Dogecoin (DOGE) has been moving downwards since reaching an all-time high price on May 8.
While it bounced and has broken out from a descending resistance line, the bullish trend reversal has yet to be confirmed.
DOGE drops after all-time high
DOGE reached an all-time high price of $0.737 on May 8. This was the culmination of a very significant bull run, in which the token increased by 54,890%.
DOGE has been moving downwards since. So far, it has reached a low of $0.163, doing so on June 21. The low was made right at the 0.786 Fib retracement support level. A bounce ensued afterwards, leaving a long lower wick in place.

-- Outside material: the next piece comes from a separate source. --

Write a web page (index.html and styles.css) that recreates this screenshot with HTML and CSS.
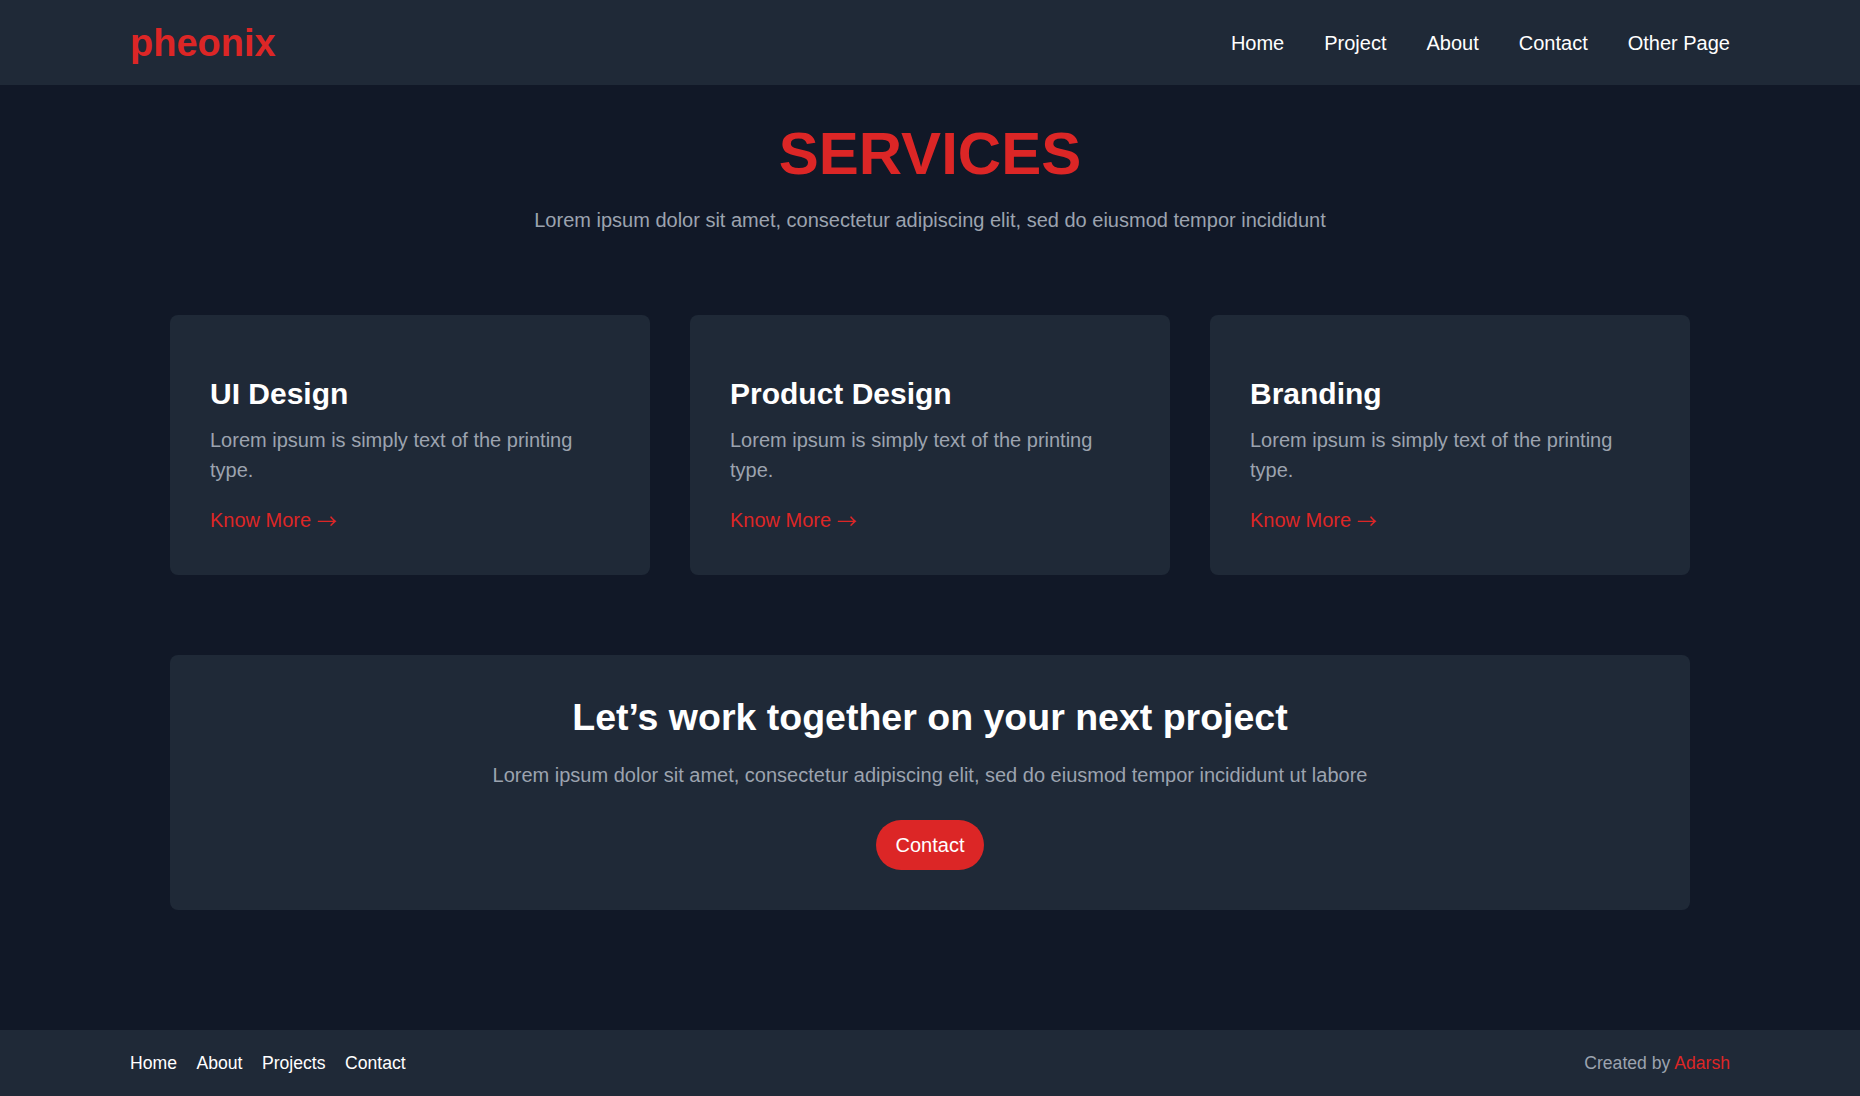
FILE: index.html
```html
<!DOCTYPE html>
<html lang="en">
<head>
<meta charset="utf-8">
<title>pheonix - Services</title>
<link rel="stylesheet" href="styles.css">
</head>
<body>
<div class="page">
  <header class="site-header">
    <div class="header-inner">
      <a class="logo" href="#">pheonix</a>
      <nav class="main-nav">
        <a href="#">Home</a>
        <a href="#">Project</a>
        <a href="#">About</a>
        <a href="#">Contact</a>
        <a href="#">Other Page</a>
      </nav>
    </div>
  </header>

  <main class="main">
    <section class="intro">
      <h1 class="intro-title">SERVICES</h1>
      <p class="intro-text">Lorem ipsum dolor sit amet, consectetur adipiscing elit, sed do eiusmod tempor incididunt</p>
    </section>

    <section class="cards">
      <article class="card">
        <h2 class="card-title">UI Design</h2>
        <p class="card-text">Lorem ipsum is simply text of the printing type.</p>
        <a class="card-link" href="#">Know More <span class="arrow">→</span></a>
      </article>
      <article class="card">
        <h2 class="card-title">Product Design</h2>
        <p class="card-text">Lorem ipsum is simply text of the printing type.</p>
        <a class="card-link" href="#">Know More <span class="arrow">→</span></a>
      </article>
      <article class="card">
        <h2 class="card-title">Branding</h2>
        <p class="card-text">Lorem ipsum is simply text of the printing type.</p>
        <a class="card-link" href="#">Know More <span class="arrow">→</span></a>
      </article>
    </section>

    <section class="cta">
      <h2 class="cta-title">Let’s work together on your next project</h2>
      <p class="cta-text">Lorem ipsum dolor sit amet, consectetur adipiscing elit, sed do eiusmod tempor incididunt ut labore</p>
      <a class="cta-button" href="#">Contact</a>
    </section>
  </main>

  <footer class="site-footer">
    <div class="footer-inner">
      <nav class="footer-nav">
        <a href="#">Home</a>
        <a href="#">About</a>
        <a href="#">Projects</a>
        <a href="#">Contact</a>
      </nav>
      <p class="credit">Created by <a href="#">Adarsh</a></p>
    </div>
  </footer>
</div>
</body>
</html>
```

FILE: styles.css
```css
* {
  box-sizing: border-box;
}

html, body {
  margin: 0;
  padding: 0;
}

body {
  background: #111827;
  color: #ffffff;
  font-family: "Liberation Sans", Arial, sans-serif;
}

a {
  text-decoration: none;
  color: inherit;
}

.page {
  min-height: 100vh;
  display: flex;
  flex-direction: column;
}

/* Header */
.site-header {
  background: #1f2937;
  height: 85px;
  display: flex;
  align-items: center;
}

.header-inner {
  width: 1600px;
  margin: 0 auto;
  display: flex;
  justify-content: space-between;
  align-items: center;
}

.logo {
  color: #dc2626;
  font-size: 38px;
  font-weight: 700;
  line-height: 40px;
}

.main-nav {
  display: flex;
  gap: 40px;
  font-size: 20px;
  line-height: 28px;
}

.main-nav a {
  color: #ffffff;
}

/* Main */
.main {
  flex: 1;
  width: 1520px;
  margin: 0 auto;
  padding-top: 39px;
}

.intro {
  text-align: center;
}

.intro-title {
  margin: 0;
  font-size: 60px;
  line-height: 60px;
  font-weight: 700;
  color: #dc2626;
}

.intro-text {
  margin: 22px 0 0;
  font-size: 20px;
  line-height: 28px;
  color: #9ca3af;
}

.cards {
  margin-top: 81px;
  display: grid;
  grid-template-columns: repeat(3, 1fr);
  gap: 40px;
}

.card {
  background: #1f2937;
  border-radius: 8px;
  padding: 61px 40px 40px;
}

.card-title {
  margin: 0 0 13px;
  font-size: 30px;
  line-height: 36px;
  font-weight: 700;
  color: #ffffff;
}

.card-text {
  margin: 0 0 20px;
  font-size: 20px;
  line-height: 30px;
  color: #9ca3af;
}

.card-link {
  display: block;
  height: 30px;
  font-size: 20px;
  line-height: 30px;
  color: #dc2626;
}

.arrow {
  font-family: "Noto Sans CJK JP", "DejaVu Sans", sans-serif;
  font-size: 20px;
  line-height: 0;
  vertical-align: -2px;
}

.cta {
  margin-top: 80px;
  background: #1f2937;
  border-radius: 8px;
  padding: 40px 40px 40px;
  text-align: center;
  display: flex;
  flex-direction: column;
  align-items: center;
}

.cta-title {
  margin: 0;
  font-size: 37.5px;
  line-height: 44px;
  font-weight: 700;
  color: #ffffff;
}

.cta-text {
  margin: 22px 0 0;
  font-size: 20px;
  line-height: 28px;
  color: #9ca3af;
}

.cta-button {
  margin-top: 31px;
  height: 50px;
  padding: 0 20px;
  display: flex;
  align-items: center;
  background: #dc2626;
  color: #ffffff;
  border-radius: 9999px;
  font-size: 20px;
  line-height: 28px;
}

/* Footer */
.site-footer {
  background: #1f2937;
  height: 66px;
  display: flex;
  align-items: center;
}

.footer-inner {
  width: 1600px;
  margin: 0 auto;
  display: flex;
  justify-content: space-between;
  align-items: center;
  font-size: 17.6px;
  line-height: 24px;
}

.footer-nav {
  display: flex;
  gap: 19.5px;
}

.footer-nav a {
  color: #ffffff;
}

.credit {
  margin: 0;
  color: #9ca3af;
}

.credit a {
  color: #dc2626;
}
```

Despite the bounce, technical indicators are bearish. The MACD has given a bearish reversal signal, while the Stochastic oscillator has made a bearish cross (red icons).
The daily chart provides a slightly more bullish picture. While DOGE had been following a descending resistance line since May 14, it managed to break out on June 29. In addition to this, the Stochastic oscillator has made a bullish cross
However, the token was rejected by the $0.285 horizontal area. The area previously acted as support (green icons) and has now turned to resistance (red icon).
Until the area is reclaimed, the intermediate trend cannot be considered bullish. Furthermore, the RSI is below 50 and the MACD has yet to cross into positive territory.
Cryptocurrency trader @GregHorvatFX outlined a DOGE chart, stating that the token is approaching an important level of Fib confluences which could act as the bottom of the correction.
If the decrease is indeed a complex, W-X-Y structure, it seems more likely that another low will eventually follow.
Giving waves W:Y a 1:0.61 ratio would lead to a low of $0.124 (black), considerably lower than the $0.165 low that has been reached so far.
In addition to this, sub-waves A:C (red) do not have a clear similarity in length, since wave C is longer than 1:1 of A, but shorter than 1:1.61 of it.
Therefore, unless DOGE reclaims the $0.285 area, we cannot consider the trend bullish.